(Dataset entries)
——

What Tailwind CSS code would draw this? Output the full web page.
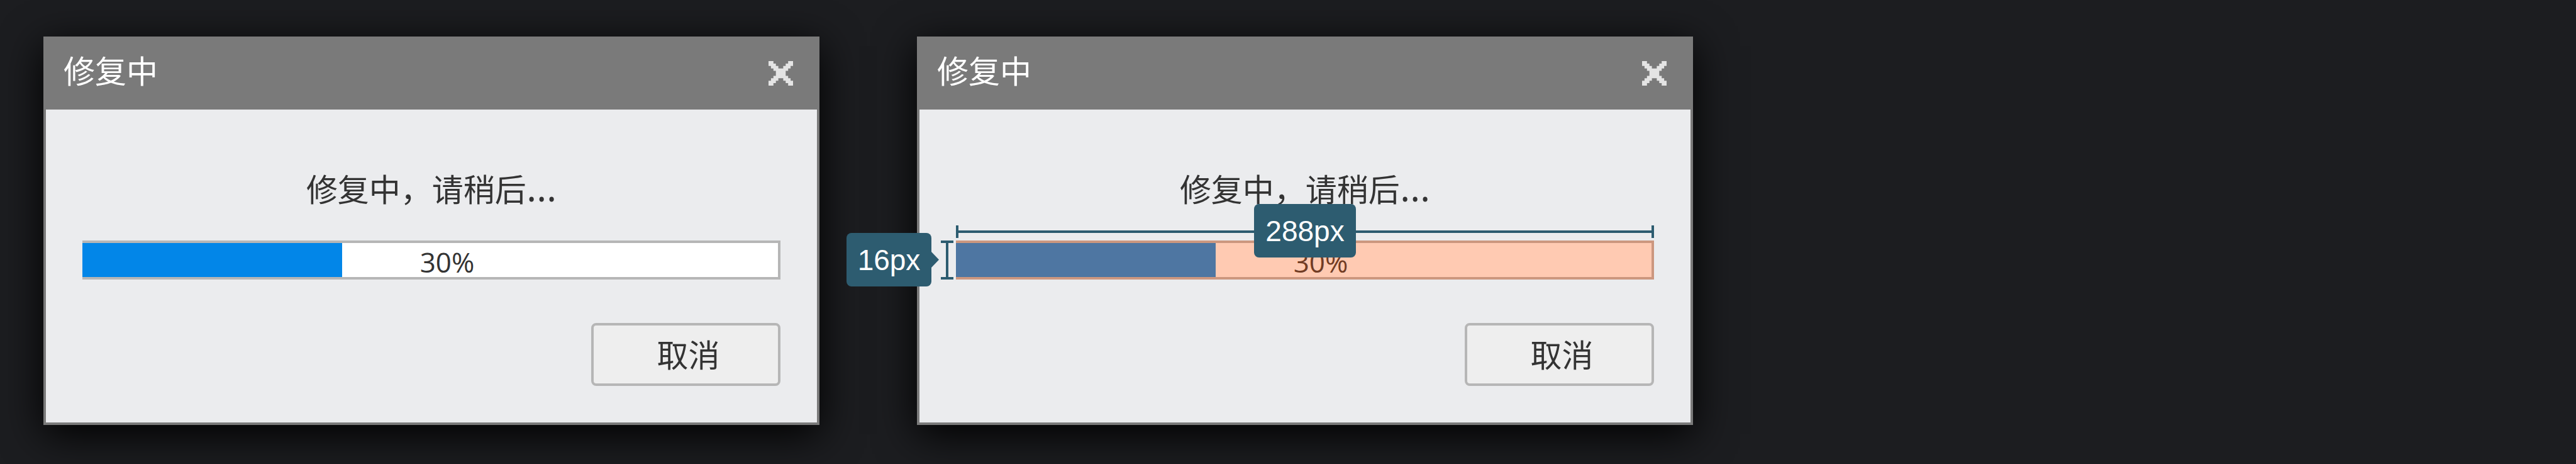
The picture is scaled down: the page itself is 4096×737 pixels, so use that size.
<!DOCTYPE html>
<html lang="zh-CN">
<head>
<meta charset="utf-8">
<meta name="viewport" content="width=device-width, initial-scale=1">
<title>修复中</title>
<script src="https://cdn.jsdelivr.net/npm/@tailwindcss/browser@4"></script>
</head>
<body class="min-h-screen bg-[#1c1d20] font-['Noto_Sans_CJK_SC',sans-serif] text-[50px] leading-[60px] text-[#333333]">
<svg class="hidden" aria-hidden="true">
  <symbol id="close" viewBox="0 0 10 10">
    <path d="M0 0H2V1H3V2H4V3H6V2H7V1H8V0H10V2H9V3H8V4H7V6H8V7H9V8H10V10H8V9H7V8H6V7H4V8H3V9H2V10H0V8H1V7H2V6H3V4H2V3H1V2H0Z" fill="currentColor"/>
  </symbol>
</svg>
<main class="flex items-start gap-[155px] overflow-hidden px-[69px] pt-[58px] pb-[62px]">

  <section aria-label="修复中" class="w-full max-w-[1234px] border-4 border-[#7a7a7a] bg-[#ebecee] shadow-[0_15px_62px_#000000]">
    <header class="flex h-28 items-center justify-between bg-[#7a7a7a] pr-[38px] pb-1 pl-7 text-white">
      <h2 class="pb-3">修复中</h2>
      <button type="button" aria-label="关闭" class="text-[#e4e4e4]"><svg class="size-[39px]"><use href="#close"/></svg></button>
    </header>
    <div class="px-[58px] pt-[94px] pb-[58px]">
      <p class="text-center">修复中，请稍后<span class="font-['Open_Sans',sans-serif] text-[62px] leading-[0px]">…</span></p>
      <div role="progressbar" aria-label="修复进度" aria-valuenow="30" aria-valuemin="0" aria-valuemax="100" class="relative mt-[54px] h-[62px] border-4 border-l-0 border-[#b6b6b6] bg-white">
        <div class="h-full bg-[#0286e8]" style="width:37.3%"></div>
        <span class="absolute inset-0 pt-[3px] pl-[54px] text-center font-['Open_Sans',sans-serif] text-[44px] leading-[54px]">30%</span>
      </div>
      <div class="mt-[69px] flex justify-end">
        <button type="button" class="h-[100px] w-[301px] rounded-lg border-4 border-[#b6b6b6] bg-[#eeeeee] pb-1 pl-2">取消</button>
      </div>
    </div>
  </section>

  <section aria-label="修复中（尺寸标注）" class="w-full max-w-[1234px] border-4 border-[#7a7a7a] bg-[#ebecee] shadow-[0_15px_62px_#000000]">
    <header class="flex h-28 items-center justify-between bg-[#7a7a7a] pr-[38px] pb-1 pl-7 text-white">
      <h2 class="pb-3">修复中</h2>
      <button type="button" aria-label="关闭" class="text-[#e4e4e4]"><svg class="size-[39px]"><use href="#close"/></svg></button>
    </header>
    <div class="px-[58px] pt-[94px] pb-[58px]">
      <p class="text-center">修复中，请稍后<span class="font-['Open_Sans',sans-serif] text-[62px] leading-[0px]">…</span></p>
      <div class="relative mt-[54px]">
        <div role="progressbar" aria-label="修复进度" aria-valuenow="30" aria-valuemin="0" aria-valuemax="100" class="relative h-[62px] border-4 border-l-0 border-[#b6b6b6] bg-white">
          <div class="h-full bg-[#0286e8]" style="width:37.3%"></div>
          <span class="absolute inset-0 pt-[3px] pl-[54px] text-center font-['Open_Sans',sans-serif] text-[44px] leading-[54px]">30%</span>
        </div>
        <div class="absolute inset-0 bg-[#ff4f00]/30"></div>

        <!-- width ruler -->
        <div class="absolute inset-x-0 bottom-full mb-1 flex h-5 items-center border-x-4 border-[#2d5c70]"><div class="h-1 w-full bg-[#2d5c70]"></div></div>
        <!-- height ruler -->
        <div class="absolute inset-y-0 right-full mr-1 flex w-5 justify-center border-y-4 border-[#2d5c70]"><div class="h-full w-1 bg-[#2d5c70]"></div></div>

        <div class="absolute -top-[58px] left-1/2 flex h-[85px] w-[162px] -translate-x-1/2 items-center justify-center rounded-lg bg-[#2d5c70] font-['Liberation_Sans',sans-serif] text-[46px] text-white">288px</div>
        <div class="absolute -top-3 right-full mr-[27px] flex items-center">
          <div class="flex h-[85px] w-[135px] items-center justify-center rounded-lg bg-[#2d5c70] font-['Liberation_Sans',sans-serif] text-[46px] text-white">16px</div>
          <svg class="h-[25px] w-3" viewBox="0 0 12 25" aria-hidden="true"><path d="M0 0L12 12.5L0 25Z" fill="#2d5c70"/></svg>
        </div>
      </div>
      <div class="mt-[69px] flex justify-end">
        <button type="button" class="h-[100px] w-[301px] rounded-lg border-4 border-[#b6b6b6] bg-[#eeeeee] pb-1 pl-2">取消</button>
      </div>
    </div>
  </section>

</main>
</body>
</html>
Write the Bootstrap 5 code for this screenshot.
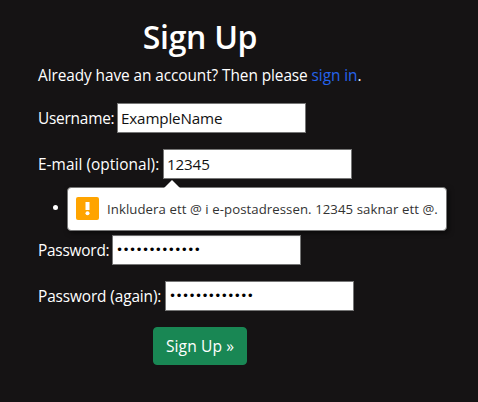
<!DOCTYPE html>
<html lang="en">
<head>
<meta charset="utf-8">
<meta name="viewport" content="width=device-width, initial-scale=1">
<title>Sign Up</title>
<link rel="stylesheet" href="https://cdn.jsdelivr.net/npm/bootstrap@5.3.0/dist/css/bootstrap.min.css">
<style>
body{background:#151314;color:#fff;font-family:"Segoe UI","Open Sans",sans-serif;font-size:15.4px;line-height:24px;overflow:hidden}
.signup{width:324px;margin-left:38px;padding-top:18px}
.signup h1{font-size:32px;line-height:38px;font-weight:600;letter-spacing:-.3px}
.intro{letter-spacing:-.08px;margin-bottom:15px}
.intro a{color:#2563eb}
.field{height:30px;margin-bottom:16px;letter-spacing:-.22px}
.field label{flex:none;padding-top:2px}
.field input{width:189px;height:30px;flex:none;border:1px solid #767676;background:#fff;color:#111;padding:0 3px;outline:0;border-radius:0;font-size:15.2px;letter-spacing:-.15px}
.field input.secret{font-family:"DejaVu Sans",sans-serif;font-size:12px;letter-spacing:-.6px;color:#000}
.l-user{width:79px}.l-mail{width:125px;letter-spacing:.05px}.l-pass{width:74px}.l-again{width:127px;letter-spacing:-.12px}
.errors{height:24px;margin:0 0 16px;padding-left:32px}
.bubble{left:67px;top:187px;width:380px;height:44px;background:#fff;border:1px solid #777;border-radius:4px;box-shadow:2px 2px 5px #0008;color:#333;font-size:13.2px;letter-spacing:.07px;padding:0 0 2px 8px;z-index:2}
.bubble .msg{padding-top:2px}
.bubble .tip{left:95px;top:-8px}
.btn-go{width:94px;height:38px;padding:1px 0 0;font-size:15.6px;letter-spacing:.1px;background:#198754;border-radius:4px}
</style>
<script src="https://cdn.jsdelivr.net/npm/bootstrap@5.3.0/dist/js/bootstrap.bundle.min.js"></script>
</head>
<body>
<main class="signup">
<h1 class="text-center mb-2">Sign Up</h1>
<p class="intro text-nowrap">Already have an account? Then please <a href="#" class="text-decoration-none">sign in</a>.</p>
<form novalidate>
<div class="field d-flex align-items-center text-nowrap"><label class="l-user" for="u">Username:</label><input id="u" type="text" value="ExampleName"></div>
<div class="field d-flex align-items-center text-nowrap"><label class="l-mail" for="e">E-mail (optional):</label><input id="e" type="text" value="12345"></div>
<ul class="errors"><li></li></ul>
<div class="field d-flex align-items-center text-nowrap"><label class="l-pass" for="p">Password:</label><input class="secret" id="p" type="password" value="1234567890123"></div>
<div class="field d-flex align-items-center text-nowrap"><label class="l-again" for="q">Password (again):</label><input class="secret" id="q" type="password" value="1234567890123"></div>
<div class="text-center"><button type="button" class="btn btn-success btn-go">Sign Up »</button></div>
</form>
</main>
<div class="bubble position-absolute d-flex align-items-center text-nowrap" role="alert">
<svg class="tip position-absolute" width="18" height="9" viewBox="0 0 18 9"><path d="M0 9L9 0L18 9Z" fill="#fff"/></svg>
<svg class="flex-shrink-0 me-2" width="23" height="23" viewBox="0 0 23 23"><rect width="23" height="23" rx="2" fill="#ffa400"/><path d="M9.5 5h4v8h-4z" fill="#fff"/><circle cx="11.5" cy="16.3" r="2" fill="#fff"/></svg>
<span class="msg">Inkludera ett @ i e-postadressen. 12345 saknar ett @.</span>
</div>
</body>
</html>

——

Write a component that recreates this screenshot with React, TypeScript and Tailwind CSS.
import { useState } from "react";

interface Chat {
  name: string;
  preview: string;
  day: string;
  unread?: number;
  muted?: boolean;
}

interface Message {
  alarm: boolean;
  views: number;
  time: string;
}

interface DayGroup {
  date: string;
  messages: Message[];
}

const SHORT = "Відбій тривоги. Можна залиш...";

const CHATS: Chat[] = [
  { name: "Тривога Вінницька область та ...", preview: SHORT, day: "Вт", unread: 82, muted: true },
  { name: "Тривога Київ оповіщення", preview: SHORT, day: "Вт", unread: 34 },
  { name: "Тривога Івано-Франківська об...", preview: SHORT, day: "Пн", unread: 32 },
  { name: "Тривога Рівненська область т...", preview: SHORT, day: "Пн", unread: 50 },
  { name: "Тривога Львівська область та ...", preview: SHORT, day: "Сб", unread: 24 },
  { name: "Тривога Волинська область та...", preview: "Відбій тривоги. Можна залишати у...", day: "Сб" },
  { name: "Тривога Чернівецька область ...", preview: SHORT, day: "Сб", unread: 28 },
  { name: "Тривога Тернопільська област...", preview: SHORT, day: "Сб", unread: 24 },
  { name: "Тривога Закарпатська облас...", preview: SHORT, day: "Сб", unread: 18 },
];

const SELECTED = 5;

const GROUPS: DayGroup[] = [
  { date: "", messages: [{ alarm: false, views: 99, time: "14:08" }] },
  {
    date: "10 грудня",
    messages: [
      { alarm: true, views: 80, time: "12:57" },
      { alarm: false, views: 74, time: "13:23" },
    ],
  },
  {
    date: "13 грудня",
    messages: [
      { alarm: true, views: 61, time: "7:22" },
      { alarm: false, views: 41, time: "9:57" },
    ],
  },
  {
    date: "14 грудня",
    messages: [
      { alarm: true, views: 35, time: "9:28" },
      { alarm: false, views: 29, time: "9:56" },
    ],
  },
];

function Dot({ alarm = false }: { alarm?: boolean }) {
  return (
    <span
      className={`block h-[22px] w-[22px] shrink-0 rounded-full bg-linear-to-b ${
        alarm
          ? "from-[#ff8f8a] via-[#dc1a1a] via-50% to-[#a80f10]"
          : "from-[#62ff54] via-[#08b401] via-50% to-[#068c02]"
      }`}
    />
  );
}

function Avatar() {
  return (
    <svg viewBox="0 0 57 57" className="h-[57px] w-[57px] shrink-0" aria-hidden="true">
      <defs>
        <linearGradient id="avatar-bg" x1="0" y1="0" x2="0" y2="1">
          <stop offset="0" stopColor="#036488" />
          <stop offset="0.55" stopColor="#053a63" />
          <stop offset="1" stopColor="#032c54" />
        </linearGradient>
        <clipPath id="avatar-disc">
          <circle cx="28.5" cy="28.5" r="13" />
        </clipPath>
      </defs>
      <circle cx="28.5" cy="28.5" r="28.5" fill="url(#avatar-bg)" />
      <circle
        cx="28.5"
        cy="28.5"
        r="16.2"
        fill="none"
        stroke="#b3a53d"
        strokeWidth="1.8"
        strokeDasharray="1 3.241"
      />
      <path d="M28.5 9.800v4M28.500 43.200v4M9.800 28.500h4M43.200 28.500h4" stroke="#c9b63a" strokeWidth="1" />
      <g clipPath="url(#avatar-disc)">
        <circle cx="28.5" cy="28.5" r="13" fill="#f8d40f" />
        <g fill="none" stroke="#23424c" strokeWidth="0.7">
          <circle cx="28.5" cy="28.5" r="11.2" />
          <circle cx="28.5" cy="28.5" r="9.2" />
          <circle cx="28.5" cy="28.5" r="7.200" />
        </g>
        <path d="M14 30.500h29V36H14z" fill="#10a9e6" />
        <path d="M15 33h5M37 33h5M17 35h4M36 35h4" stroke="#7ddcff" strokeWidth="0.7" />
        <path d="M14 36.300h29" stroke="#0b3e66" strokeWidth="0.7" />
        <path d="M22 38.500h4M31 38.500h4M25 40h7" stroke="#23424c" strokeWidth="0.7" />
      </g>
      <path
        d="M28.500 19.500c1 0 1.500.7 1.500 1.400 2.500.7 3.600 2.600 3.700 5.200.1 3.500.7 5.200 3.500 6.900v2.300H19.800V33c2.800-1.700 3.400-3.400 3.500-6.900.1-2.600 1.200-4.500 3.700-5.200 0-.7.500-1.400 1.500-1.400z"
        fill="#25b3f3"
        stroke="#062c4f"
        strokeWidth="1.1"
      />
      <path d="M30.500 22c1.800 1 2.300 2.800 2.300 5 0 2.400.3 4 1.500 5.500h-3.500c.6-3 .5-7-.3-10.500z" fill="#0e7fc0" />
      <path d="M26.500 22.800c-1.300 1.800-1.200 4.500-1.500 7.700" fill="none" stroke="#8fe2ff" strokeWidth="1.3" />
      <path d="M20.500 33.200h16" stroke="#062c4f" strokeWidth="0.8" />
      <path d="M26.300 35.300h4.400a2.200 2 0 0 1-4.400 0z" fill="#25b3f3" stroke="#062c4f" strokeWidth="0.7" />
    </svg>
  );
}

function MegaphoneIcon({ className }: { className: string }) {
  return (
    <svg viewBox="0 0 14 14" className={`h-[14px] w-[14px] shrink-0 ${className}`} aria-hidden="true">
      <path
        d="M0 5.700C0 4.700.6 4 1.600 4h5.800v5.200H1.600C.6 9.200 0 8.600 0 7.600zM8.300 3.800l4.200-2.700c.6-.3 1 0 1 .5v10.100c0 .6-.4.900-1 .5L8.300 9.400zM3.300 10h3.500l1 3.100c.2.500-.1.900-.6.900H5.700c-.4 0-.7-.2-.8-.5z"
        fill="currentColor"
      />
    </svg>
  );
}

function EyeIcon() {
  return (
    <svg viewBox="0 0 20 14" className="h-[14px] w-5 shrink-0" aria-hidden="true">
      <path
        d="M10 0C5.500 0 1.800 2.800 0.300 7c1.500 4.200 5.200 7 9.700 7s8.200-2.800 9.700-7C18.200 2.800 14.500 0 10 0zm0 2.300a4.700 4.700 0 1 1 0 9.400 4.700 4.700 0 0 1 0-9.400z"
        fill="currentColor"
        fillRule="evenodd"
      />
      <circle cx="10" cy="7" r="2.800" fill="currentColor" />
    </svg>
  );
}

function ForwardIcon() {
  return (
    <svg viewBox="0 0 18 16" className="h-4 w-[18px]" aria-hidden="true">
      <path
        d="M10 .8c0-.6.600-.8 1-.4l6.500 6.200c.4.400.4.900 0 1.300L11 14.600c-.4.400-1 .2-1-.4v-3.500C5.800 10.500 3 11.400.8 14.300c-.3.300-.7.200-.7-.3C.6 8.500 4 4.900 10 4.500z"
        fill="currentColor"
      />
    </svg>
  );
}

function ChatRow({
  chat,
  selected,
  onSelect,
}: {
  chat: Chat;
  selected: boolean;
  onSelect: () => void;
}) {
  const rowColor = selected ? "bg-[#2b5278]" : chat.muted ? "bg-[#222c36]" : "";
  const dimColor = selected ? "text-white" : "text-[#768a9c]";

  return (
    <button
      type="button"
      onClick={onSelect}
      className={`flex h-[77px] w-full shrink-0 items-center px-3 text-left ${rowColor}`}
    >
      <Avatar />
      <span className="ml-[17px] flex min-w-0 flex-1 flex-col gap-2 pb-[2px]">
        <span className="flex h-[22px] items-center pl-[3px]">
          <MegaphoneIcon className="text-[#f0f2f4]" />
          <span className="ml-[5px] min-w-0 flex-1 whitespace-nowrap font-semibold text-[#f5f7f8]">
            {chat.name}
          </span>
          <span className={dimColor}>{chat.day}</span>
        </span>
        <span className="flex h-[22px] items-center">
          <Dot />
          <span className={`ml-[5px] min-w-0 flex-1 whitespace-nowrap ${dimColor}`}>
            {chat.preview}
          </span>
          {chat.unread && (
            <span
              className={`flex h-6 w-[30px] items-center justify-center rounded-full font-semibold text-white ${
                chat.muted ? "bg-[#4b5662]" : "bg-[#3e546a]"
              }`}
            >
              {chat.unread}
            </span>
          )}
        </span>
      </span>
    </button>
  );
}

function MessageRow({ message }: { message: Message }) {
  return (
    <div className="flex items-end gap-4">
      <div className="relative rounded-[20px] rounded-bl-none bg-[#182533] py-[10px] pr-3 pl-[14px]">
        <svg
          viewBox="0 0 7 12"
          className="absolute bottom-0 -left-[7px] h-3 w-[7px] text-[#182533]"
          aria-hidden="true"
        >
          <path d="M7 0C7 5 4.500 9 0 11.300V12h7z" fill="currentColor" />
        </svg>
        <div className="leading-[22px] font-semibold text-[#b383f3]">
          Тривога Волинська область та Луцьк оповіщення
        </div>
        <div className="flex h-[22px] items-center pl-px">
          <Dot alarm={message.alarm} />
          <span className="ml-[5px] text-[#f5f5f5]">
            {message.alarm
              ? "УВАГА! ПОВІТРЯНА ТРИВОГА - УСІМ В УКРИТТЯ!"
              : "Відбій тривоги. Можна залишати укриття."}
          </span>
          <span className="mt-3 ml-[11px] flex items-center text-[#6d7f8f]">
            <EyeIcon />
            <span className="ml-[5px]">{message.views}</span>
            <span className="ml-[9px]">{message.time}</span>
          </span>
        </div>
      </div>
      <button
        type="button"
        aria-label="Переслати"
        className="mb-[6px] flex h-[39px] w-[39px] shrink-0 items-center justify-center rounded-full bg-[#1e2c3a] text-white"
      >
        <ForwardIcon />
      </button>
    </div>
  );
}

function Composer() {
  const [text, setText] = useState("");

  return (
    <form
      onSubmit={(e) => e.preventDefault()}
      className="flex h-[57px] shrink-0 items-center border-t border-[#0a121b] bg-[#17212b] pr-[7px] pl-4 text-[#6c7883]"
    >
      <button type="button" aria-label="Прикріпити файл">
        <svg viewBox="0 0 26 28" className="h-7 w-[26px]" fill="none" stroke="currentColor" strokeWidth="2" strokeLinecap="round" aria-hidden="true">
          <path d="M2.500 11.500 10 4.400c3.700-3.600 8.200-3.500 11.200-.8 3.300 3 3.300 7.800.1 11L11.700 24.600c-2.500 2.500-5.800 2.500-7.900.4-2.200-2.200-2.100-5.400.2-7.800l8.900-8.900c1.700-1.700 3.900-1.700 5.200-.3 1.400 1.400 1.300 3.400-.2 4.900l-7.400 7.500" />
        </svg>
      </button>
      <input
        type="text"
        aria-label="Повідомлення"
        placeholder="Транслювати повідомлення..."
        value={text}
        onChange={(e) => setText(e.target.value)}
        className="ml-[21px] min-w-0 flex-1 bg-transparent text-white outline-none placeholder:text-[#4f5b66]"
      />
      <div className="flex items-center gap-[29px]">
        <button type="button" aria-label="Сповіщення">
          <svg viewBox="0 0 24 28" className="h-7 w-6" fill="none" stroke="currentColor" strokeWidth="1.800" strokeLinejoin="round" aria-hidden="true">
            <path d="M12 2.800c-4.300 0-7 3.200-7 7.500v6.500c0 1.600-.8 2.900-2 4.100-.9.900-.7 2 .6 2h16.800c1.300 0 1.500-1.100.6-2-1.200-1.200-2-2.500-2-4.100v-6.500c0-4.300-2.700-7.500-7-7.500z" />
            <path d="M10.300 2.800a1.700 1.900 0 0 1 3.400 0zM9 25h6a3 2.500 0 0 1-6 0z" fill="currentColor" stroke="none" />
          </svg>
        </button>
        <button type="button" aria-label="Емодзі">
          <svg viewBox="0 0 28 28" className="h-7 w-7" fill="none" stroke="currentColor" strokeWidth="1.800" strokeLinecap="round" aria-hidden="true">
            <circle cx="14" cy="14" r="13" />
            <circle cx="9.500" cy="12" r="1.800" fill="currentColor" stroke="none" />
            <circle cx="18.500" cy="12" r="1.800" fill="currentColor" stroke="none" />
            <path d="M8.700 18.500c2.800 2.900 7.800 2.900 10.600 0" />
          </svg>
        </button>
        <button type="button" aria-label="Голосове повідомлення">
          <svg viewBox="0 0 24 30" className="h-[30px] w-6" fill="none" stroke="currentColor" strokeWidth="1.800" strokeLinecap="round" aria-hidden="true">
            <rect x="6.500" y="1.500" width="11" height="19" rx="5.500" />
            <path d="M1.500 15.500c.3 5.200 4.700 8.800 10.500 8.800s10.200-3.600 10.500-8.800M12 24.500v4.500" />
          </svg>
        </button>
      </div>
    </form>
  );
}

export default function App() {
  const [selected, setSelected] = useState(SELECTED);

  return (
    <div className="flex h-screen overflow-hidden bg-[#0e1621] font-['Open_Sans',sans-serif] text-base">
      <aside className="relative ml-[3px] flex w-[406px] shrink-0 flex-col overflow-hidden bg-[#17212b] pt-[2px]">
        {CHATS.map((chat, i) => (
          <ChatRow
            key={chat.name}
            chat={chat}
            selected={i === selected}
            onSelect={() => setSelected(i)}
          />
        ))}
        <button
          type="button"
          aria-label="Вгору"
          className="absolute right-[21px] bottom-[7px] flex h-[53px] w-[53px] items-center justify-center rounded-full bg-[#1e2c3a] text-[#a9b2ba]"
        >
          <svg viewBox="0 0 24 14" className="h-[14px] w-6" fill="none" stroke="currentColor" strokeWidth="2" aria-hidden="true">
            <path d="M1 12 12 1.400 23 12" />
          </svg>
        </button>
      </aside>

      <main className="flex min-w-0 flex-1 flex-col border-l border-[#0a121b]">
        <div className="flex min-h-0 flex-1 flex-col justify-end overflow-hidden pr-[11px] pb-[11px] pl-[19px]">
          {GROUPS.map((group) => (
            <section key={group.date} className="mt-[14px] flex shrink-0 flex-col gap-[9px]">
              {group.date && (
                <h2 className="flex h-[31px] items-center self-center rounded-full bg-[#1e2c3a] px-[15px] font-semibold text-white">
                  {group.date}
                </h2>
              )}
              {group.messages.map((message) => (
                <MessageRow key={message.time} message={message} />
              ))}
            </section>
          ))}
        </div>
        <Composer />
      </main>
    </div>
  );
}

——

• [To do]
From the records above, quote word for word only the lines beginning at the line that has "What Tailwind CSS" and stopping after the line that has "items-start gap-[155px] overflow-hidden". Omit the pictures.

• [Expected answer]
What Tailwind CSS code would draw this? Output the full web page.
The picture is scaled down: the page itself is 4096×737 pixels, so use that size.
<!DOCTYPE html>
<html lang="zh-CN">
<head>
<meta charset="utf-8">
<meta name="viewport" content="width=device-width, initial-scale=1">
<title>修复中</title>
<script src="https://cdn.jsdelivr.net/npm/@tailwindcss/browser@4"></script>
</head>
<body class="min-h-screen bg-[#1c1d20] font-['Noto_Sans_CJK_SC',sans-serif] text-[50px] leading-[60px] text-[#333333]">
<svg class="hidden" aria-hidden="true">
  <symbol id="close" viewBox="0 0 10 10">
    <path d="M0 0H2V1H3V2H4V3H6V2H7V1H8V0H10V2H9V3H8V4H7V6H8V7H9V8H10V10H8V9H7V8H6V7H4V8H3V9H2V10H0V8H1V7H2V6H3V4H2V3H1V2H0Z" fill="currentColor"/>
  </symbol>
</svg>
<main class="flex items-start gap-[155px] overflow-hidden px-[69px] pt-[58px] pb-[62px]">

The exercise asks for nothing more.